I Ignored a Red Flag
We see what we want to see when we’re dating
I shouldn’t have been surprised when the deal breaker broke. I had more than one clue before I met him that he was weird, but I ignored them because he checked so many other boxes.
He was educated, professional, good looking and single. The fact that he wrote erotica sounded attractive at first. He was a writer.
Ken and I connected on OKCupid. He stated in his profile somewhere that he wasn’t into Vanilla sex. Ok, I thought, maybe he’s a little kinky; I have an open mind.
We chatted quite a bit through the app and through texting before we decided to meet. He mentioned he had been a member of Fetlife. I didn’t know what that was. Here’s what I found out:
From Wikipedia, the free encyclopedia:
FetLife is a social networking website that serves people interested in BDSM, fetishism, and kink. On its homepage, FetLife describes itself as, "Like Facebook, but run by kinksters like you and me." FetLife distinguishes itself from competitors by emphasizing itself as a social network rather than a dating site.[1]
I don’t consider myself a kinky person. I wasn’t sure what was in my dating profile that matched me with Ken or seemed to attract him.
But match we did, at something like a 90% rate. It might have been because of my non-monogomous status. From what I hear, this is unusual for a woman.
He was very polite in conversation, and wanted to take me out for a meal (!) at a restaurant that was convenient to me. I was thinking he was a gentleman.
We met for lunch at one of the nicer restaurants near my home. He came from the next town over.

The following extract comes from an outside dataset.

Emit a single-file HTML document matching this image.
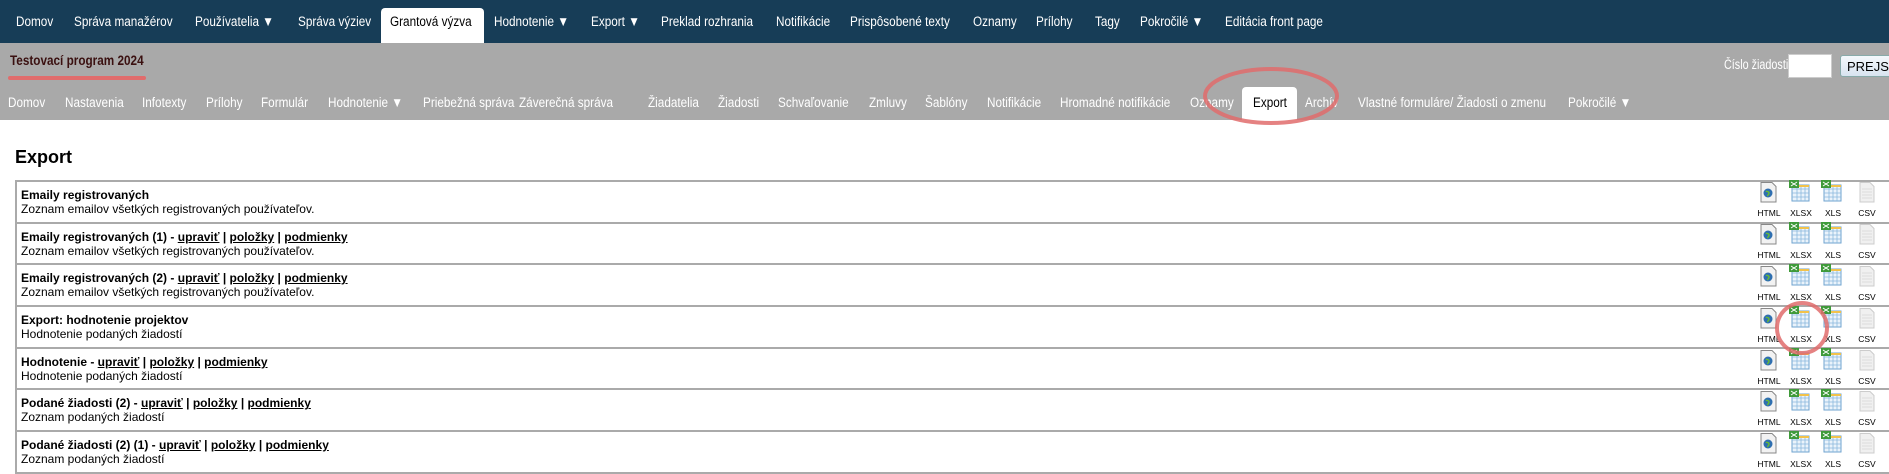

I wore a sexy summer dress, and he arrived in a suit and tie. More gentleman points.
We talked about the usual things. Careers. Children. Relationship history. We had drinks and enjoyed a nice meal.
I asked him about Fetlife. He explained what is was like to have a consuming sexual fetish. “It’s the only way I can function. It isn’t really an optional thing for me.” he said.
“Wow, have you been this way your whole life?”
“Pretty much.”
I’m sure he saw the expression on my face that said I was turned off. He took out his phone.
After a minute of scrolling through his photos, he asked if I wanted to see what he’s into. I wanted to and didn’t at the same time. I couldn’t look away kind of like driving by a terrible car accident.
Curiosity won in the end and I took the phone. I saw a photo of a woman who appeared to be about 20 years younger than my date. Open mind notwithstanding, I was kind of shocked by what I saw.
The woman was kneeling. She had a ball gag in her mouth. She was wearing black leather from head to toe. She was handcuffed. There were chains all around her.
She didn’t look happy. I wondered if my date considered if I might know her before showing me this. She could have been my next door neighbor.
I’m sure I looked more than a little surprised by the photo even though we had been talking about his fetish for a while. My reaction must have told him everything he needed to know about my suitability as a partner for him.
Seeing the photo woke me up to the fact that this guy was everything he said he was. He wasn’t hiding this part of him that had the potential to scare women away. Bonus points for honesty.
Even if we were not a good match, the date was certainly an interesting one. It also made me realize that people are probably what they say they are and no amount of denial on my part will make the parts of someone I wish to deny go away.